Wie genau die Tracking-Firmen an die privaten Daten kommen ist derzeit noch unklar. David Bandurski von der Universität Hong Kong geht davon aus, dass entweder Hacker oder, viel erschreckender, die eigenen Behörden die Daten zum Handel anbieten.

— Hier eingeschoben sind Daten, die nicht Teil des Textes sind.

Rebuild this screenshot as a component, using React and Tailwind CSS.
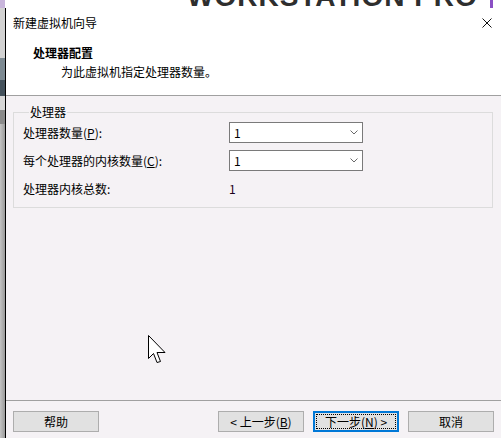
import React from "react";

const cjk = "font-['Noto_Sans_CJK_SC','Noto_Sans',sans-serif]";

function Select({ value }) {
  return (
    <div className="w-[134px] h-[21px] border border-[#7a7a7a] bg-white flex items-center pl-[4px] pr-[4px]">
      <span className="flex-1 leading-[14px]">{value}</span>
      <svg width="8" height="5" viewBox="0 0 8 5">
        <path d="M0.5 0.5 L4 4 L7.5 0.5" fill="none" stroke="#6a6a6a" strokeWidth="1" />
      </svg>
    </div>
  );
}

function Button({ children, primary }) {
  if (primary) {
    return (
      <button className="w-[86px] h-[21px] border-2 border-[#0078d7] bg-[#e1e1e1] p-[1px] flex">
        <span className="flex-1 border border-dotted border-black flex items-center justify-center leading-[14px]">
          {children}
        </span>
      </button>
    );
  }
  return (
    <button className="w-[86px] h-[21px] border border-[#adadad] bg-[#e1e1e1] flex items-center justify-center leading-[14px]">
      {children}
    </button>
  );
}

export default function App() {
  return (
    <div className={`w-[501px] h-[438px] flex overflow-hidden relative text-[12px] text-black ${cjk}`}>
      {/* background app peeking at the left */}
      <div className="w-[5px] flex flex-col">
        <div className="h-[8px] bg-[#c9b6dc]" />
        <div className="h-[50px] bg-[#d2d2d2]" />
        <div className="h-[22px] bg-[#7d8a92]" />
        <div className="h-[16px] bg-[#44525c]" />
        <div className="h-[14px] bg-[#d6d6d6]" />
        <div className="h-[14px] bg-[#8a8a8a]" />
        <div className="flex-1 bg-gradient-to-r from-[#c4c4c4] to-[#9a9a9a]" />
      </div>

      <div className="flex-1 flex flex-col">
        {/* background app header band */}
        <div className="h-[8px] bg-white overflow-hidden flex pl-[182px]">
          <span className="font-['Liberation_Sans',sans-serif] font-bold text-[28px] leading-none mt-[-17px] tracking-[1px] text-[#2e2e2e] whitespace-nowrap">
            WORKSTATION PRO
          </span>
          <div className="ml-auto mr-[8px] w-[3px] bg-[#8a4fc4]" />
        </div>

        {/* dialog */}
        <div className="flex-1 flex flex-col border-l border-black bg-[#f5f2f5]">
          <div className="h-[88px] bg-white border-b border-[#a0a0a0] pt-[8px]">
            <div className="flex items-center justify-between pl-[7px] pr-[9px] h-[14px]">
              <span className="leading-[14px]">新建虚拟机向导</span>
              <svg width="10" height="10" viewBox="0 0 10 10">
                <path d="M0.5 0.5 L9.5 9.5 M9.5 0.5 L0.5 9.5" stroke="#111" strokeWidth="1" />
              </svg>
            </div>
            <div className="mt-[16px] pl-[27px] font-bold leading-[14px]">处理器配置</div>
            <div className="mt-[5px] pl-[55px] leading-[14px]">为此虚拟机指定处理器数量。</div>
          </div>

          <div className="flex-1 pt-[9px] pl-[7px] pr-[8px]">
            <fieldset className="border border-[#dcdcdc] pl-[9px] pb-[8px]">
              <legend className="ml-[6px] px-[1px] leading-[14px]">处理器</legend>
              <div className="flex flex-col gap-[7px] mt-[3px]">
                <div className="flex items-center h-[21px]">
                  <span className="w-[206px] leading-[14px]">
                    处理器数量(<span className="underline">P</span>):
                  </span>
                  <Select value="1" />
                </div>
                <div className="flex items-center h-[21px]">
                  <span className="w-[206px] leading-[14px]">
                    每个处理器的内核数量(<span className="underline">C</span>):
                  </span>
                  <Select value="1" />
                </div>
                <div className="flex items-center h-[21px]">
                  <span className="w-[206px] leading-[14px]">处理器内核总数:</span>
                  <span className="leading-[14px] text-[#1a001a]">1</span>
                </div>
              </div>
            </fieldset>
          </div>

          <div className="h-[38px] border-t border-[#a0a0a0] pt-[10px] pl-[7px] pr-[7px] flex items-start">
            <Button>帮助</Button>
            <div className="flex-1" />
            <div className="flex gap-[9px]">
              <Button>
                &lt; 上一步(<span className="underline">B</span>)
              </Button>
              <Button primary>
                下一步(<span className="underline">N</span>) &gt;
              </Button>
              <Button>取消</Button>
            </div>
          </div>
        </div>
      </div>

      {/* mouse pointer */}
      <svg className="absolute left-[148px] top-[335px]" width="19" height="30" viewBox="0 0 19 30">
        <path
          d="M0.5 0.5 L0.5 23.5 L5.5 18.5 L9 27.5 L12.5 26.5 L9 17.5 L17 17.5 Z"
          fill="white"
          stroke="black"
          strokeWidth="1"
          strokeLinejoin="miter"
        />
      </svg>
    </div>
  );
}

Als wäre das nicht genug, schmiedet China an einem der weltweit ambitioniertesten Pläne um in Massen Daten eines jeden Bürgers der Volksrepublik zu erfassen und auf einer Punkteskala nach einem „Sozialem Wert“ zu listen. Die Zeitung npr berichtet, dass Shanghai bereits ihre Version des Punktesystems „Honest Shanghai“ anwende. Eine Handy-App werte binnen 24 Stunden alle erfassten Daten aus und teilte den Anwender in die Kategorien „sehr gut“, „gut“ und „schlecht“ ein. Für ihr Ranking seien bis zu 3.000 Daten von Relevanz, um einen Bürger korrekt einzustufen. Shanghai plane die Datenerhebung weiter zu optimieren, um „guten“ Bürgern günstigere Flugtickets anzubieten. „Schlechte“ Bürger wiederum müssten künftig um ihren Platz im Zug oder Flugzeug bangen. Wer Pech hat, der darf nicht einsteigen.

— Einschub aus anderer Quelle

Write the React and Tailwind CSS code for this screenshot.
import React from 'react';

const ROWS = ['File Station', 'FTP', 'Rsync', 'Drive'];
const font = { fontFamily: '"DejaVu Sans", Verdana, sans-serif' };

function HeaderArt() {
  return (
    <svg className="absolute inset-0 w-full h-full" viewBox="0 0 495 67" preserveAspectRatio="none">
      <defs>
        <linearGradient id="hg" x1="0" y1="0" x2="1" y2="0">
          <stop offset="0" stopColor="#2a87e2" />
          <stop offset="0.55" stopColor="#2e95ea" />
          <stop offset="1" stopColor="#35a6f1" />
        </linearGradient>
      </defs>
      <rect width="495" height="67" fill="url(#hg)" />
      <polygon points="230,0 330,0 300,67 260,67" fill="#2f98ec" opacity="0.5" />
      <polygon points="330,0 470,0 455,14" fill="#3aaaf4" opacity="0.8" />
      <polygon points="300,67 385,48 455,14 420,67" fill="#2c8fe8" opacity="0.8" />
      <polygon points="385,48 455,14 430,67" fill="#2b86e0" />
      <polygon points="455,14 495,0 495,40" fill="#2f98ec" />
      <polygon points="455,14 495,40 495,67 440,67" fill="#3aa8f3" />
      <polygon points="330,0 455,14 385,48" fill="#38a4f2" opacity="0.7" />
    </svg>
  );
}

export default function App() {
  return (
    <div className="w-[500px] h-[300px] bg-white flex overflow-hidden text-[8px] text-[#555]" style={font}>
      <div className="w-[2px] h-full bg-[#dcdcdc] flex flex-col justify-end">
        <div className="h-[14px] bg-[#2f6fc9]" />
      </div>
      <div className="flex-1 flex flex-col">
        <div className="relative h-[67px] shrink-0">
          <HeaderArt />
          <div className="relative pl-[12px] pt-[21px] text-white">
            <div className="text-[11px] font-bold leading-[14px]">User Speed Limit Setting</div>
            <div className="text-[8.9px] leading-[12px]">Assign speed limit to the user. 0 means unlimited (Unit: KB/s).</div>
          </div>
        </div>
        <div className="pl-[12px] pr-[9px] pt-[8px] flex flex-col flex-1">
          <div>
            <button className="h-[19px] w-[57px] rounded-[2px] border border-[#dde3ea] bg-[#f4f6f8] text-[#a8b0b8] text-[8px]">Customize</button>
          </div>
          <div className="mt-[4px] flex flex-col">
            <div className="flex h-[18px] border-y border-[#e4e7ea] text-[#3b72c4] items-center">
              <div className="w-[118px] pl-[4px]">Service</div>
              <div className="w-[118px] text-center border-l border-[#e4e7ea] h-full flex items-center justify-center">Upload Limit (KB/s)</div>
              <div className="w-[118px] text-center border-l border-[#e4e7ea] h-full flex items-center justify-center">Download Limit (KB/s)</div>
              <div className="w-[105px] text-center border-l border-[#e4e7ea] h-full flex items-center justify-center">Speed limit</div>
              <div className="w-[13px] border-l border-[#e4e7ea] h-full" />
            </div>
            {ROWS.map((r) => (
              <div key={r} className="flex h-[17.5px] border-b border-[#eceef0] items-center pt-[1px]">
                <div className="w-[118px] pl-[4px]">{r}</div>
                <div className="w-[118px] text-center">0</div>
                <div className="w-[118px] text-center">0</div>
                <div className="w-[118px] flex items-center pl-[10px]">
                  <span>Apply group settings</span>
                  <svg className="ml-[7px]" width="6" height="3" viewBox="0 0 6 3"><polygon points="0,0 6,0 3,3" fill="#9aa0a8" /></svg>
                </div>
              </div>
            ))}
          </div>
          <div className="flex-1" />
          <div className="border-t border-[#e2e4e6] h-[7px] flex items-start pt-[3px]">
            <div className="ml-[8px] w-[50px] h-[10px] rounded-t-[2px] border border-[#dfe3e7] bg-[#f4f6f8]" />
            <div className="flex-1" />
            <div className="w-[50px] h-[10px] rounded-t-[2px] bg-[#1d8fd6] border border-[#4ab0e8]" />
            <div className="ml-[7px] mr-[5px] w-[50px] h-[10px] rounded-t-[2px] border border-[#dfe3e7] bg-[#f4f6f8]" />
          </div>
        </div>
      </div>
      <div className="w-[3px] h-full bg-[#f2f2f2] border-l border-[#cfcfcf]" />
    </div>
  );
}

Kritiker warnen vor Umsetzung von Orwells Zukunftsvisionen

Der Professor für Geisteswissenschaften Zhu Dake der Universität Tongji (Shanghai) warnt vor dystopischen Zuständen. „Es werden Technologien verwendet, um die Visionen aus Orwells 1984 zu erschaffen„. Dake zufolge beginnen die Behörden Menschen nach Ideologien oder Moral zu bewerten. Tatsächlich kümmere das die meisten Bürger scheinbar nicht. Jedoch gingen einige Nutzer der Sozialen Netzwerke davon aus, dass es „definitiv die Regierung“ sei, welche die Daten verkaufe. Andere halten das für unmöglich. Während weitere entsetzt von den mutmaßlichen Praktiken ihrer Behörden sind, verweisen andere Bürger darauf, dass Überwachung in China längst Alltag sei, sich jedoch keiner dafür interessiere.